TUAREG, 1999
1 vidéoprojecteur, 4 haut-parleurs, 1 écran de projection translucide, archives filmiques numérisées de 31 " présentées en boucle, PAL, noir et blanc, son, 63 min 45 sec 17 images.
Tuareg interroge les représentations coloniales en même temps que les médiums qui les supportent. Cette installation sonore présente une vitre-écran double face visible depuis deux pièces séparées, dont chacune diffuse un son différent. Une vidéo en boucle de trente secondes montre successivement ce qui semble être une photographie, puis cette même photographie animée, d’un groupe d’enfants berbères filmés dans les années 1930 au Sahara occidental. Cette image d’archives correspond aux conventions du cadrage photographique documentaire classique : répartition hiérarchique des corps, pose frontale tenue, fixité et sérieux des expressions.

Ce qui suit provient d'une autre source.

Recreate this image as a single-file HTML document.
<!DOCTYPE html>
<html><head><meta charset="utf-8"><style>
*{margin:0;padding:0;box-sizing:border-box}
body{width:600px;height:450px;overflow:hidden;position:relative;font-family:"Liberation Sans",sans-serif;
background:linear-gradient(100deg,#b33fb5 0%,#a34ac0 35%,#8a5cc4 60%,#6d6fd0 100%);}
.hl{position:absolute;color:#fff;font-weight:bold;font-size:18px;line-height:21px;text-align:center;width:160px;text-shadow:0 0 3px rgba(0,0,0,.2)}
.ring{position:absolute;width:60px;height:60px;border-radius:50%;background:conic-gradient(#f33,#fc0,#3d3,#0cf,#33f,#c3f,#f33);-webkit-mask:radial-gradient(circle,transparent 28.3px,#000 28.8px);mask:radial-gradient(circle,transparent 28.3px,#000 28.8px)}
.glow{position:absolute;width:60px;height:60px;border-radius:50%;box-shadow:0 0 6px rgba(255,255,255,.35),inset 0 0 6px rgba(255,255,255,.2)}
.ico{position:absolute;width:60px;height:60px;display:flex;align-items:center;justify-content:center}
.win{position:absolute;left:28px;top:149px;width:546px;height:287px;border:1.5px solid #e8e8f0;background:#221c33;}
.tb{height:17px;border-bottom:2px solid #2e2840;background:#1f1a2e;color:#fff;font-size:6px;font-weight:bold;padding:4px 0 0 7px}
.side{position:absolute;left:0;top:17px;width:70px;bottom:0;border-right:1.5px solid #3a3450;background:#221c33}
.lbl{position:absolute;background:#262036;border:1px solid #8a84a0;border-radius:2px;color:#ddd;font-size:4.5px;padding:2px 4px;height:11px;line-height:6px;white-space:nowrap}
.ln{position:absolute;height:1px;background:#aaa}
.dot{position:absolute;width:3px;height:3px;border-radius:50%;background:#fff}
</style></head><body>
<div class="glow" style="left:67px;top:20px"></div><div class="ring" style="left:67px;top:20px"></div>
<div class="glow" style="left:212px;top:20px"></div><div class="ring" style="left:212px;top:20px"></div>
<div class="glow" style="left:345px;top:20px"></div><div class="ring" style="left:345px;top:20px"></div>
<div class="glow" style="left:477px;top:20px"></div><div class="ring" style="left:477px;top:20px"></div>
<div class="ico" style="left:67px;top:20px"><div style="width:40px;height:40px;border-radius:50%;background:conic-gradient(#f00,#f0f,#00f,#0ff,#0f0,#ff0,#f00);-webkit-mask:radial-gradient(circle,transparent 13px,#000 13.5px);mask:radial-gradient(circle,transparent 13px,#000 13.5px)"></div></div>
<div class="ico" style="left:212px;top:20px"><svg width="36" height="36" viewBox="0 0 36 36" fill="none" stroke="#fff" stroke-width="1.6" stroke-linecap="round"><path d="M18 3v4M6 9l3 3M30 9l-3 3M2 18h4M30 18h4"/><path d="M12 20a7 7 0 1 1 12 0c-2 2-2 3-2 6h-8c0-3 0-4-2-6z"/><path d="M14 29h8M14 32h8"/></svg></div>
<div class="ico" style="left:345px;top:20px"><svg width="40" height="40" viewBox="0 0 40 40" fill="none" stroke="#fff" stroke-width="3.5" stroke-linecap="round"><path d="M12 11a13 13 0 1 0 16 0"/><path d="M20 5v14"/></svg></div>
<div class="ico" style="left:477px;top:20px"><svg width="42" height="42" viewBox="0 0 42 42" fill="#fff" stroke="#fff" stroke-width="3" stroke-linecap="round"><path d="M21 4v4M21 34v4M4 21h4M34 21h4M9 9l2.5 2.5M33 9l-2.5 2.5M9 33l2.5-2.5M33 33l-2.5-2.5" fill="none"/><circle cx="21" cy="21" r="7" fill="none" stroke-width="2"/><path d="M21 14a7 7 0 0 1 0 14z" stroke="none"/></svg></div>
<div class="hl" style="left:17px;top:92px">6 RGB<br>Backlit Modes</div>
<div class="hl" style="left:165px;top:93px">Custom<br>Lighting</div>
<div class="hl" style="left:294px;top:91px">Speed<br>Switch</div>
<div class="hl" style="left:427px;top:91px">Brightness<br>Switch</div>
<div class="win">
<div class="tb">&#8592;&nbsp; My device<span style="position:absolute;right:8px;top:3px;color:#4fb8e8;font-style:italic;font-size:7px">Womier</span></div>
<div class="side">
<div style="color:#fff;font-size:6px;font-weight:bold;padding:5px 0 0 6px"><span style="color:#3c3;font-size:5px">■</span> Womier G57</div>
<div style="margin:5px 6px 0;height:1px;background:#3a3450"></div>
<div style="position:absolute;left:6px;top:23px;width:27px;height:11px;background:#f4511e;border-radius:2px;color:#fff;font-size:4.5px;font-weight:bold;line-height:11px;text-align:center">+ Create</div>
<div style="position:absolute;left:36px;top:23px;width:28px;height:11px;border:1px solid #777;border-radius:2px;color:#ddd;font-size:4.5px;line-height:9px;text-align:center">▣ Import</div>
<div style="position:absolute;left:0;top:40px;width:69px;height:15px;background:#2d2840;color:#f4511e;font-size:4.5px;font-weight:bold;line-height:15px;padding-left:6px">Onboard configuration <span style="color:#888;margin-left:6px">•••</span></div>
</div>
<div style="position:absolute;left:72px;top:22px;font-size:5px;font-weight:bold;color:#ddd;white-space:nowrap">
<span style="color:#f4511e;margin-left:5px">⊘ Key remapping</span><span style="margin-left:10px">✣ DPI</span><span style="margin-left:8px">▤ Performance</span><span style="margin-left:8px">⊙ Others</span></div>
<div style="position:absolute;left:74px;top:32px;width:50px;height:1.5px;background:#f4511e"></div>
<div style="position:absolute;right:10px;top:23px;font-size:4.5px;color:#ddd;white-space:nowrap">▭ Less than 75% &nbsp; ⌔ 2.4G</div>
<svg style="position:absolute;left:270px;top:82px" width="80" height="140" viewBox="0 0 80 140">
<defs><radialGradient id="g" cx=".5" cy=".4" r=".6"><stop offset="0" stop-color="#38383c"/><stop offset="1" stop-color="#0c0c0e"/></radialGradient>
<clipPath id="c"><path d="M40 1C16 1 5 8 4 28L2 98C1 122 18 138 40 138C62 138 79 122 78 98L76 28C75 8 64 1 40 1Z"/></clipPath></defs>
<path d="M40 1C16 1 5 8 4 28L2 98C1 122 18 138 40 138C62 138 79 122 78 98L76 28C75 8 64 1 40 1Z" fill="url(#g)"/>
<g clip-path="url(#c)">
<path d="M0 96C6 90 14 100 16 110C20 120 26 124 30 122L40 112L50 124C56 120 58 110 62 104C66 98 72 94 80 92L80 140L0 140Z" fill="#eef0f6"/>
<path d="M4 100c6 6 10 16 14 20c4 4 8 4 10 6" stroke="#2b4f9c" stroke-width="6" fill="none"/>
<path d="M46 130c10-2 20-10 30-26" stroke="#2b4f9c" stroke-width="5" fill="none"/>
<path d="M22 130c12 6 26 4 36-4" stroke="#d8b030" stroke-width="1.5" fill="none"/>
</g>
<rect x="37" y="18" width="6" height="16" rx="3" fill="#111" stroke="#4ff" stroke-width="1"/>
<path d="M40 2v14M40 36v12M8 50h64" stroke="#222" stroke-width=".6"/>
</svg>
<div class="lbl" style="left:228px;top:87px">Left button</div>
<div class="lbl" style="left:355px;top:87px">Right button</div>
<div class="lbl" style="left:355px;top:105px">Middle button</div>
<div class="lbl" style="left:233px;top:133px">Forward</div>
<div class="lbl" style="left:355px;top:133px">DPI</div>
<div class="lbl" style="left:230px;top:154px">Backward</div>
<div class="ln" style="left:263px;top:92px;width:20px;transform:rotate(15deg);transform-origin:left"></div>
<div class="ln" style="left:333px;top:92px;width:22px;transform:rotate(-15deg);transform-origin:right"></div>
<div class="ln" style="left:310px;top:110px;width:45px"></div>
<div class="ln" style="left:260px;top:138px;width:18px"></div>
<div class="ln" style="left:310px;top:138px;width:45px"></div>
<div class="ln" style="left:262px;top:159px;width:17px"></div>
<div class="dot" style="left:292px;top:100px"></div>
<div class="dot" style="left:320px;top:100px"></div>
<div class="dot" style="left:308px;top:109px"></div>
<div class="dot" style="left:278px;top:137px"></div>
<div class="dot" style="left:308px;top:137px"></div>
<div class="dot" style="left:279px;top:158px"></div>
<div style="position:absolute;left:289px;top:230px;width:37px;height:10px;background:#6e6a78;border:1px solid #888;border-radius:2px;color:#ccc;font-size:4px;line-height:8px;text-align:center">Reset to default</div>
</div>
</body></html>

L’ordre photographique dure sept secondes, remplacé, sans coupure du plan, par un désordre cinématographique où l’on voit les enfants chahuter, changer de place, rire et jouer, jouir de la joie débridée du mouvement. Puis, vingt-sept secondes plus tard, un flou subtil réinstalle la pose photographique et fait prendre conscience au spectateur de l’écart énorme qui sépare la photographie du film. Ce « moment photographique » – comme le désigne Fiona Tan –, extrait du film, se présente alors comme le hors-champ temporel de l’instant photographique, et donne à voir ce qui se passe avant ou après le déclic, qui n’a plus de décisif que son caractère mortifère. Le film est joyeux et plein de vie ; une sorte de grâce se dégage de cette scène où le désordre de l’enfance s’oppose à l’ordre de la loi coloniale, où le désordre du réel contredit l’ordre de la représentation, où le désordre de l’Afrique fantasmée s’affronte à la raison de l’Occident. Le recyclage refonde ici un usage des techniques dans leur pouvoir de représentation.